When the crèche opened again on January 6, I was not sure what to expect. I was basically just hoping for a better response from the kids than when I first showed up four months ago. At that time, they spent the whole time staring at the scary white person. Luckily, I was welcomed back with literal open arms. One of the youngest children there, a girl who couldn’t walk or easily sit in a chair when I first met her and is now walking, playing, and attempting to say “Fine” when I ask her how she is, ran (or more like waddled) up to me with her arms outstretched and a huge smile on her face. Another little boy now calls me by name, which is surprising because when I left in December, he would just scream a random noise when he wanted my attention. Since the crèche re-opened, my good-byes have continued to get longer and longer each day. They are filled with hugs, shouts of “Good-bye, Teacher Family!”, high fives, waves, and smiles.

Now, one week back into work at the crèche, I am back into the schedule of lovin’ on some adorable kids in the morning and looking forward to returning each day. I have been welcomed back with open arms.
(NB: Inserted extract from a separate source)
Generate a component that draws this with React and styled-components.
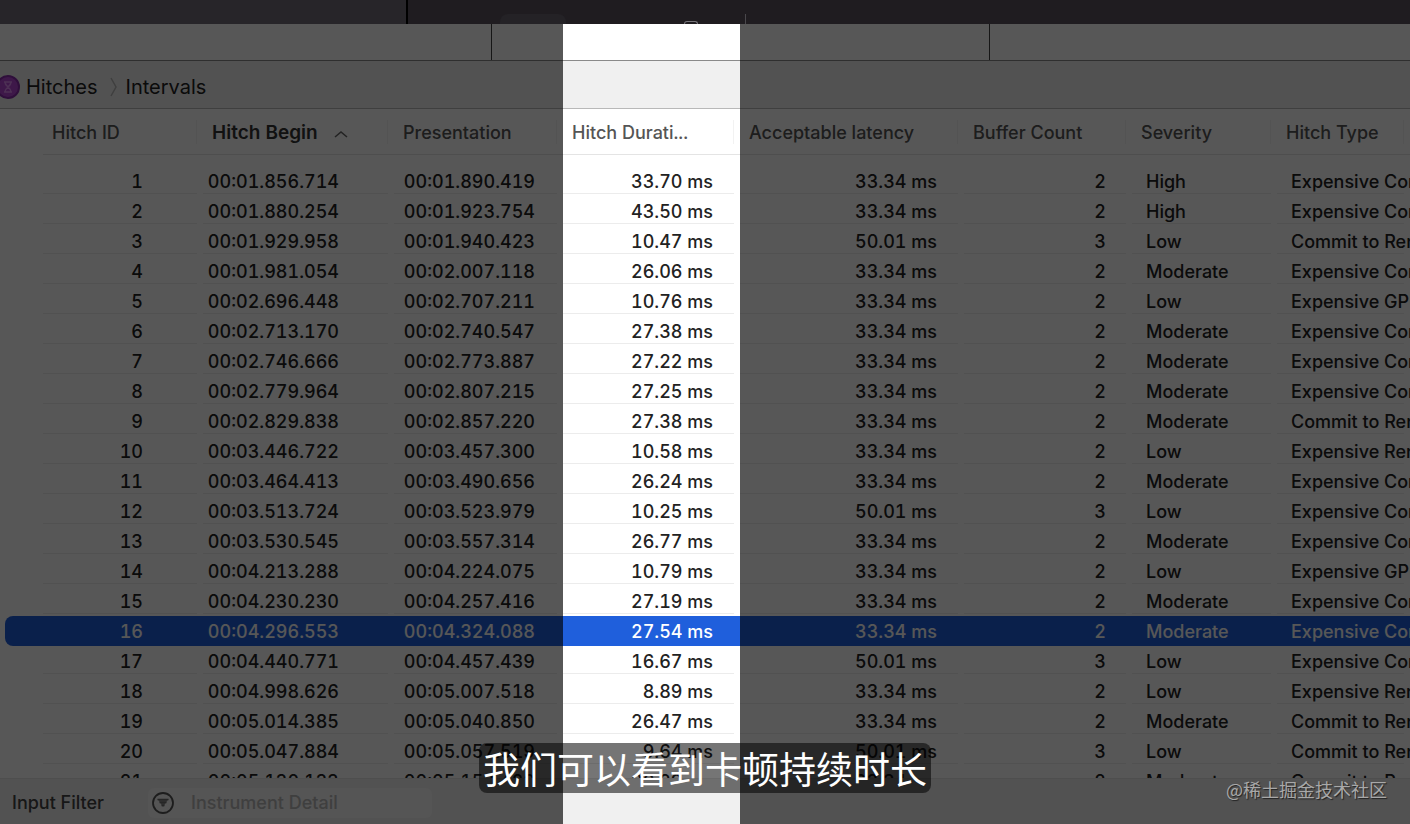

I am looking forward to DAM opening next week, and even if I’m not welcomed in the same way as I was at the crèche, I am hoping to provide the same kind of welcome (minus the waddling Jto everyone I come in contact with.  We all deserve to feel welcomed and loved, just like the kids at the crèche have made me feel.

Blessings!

Emily J



P.S. I would love to share pictures of my wonderful kids at the crèche, but due to their young age, it would not be appropriate to share pictures of them without the permission of their parents/guardians.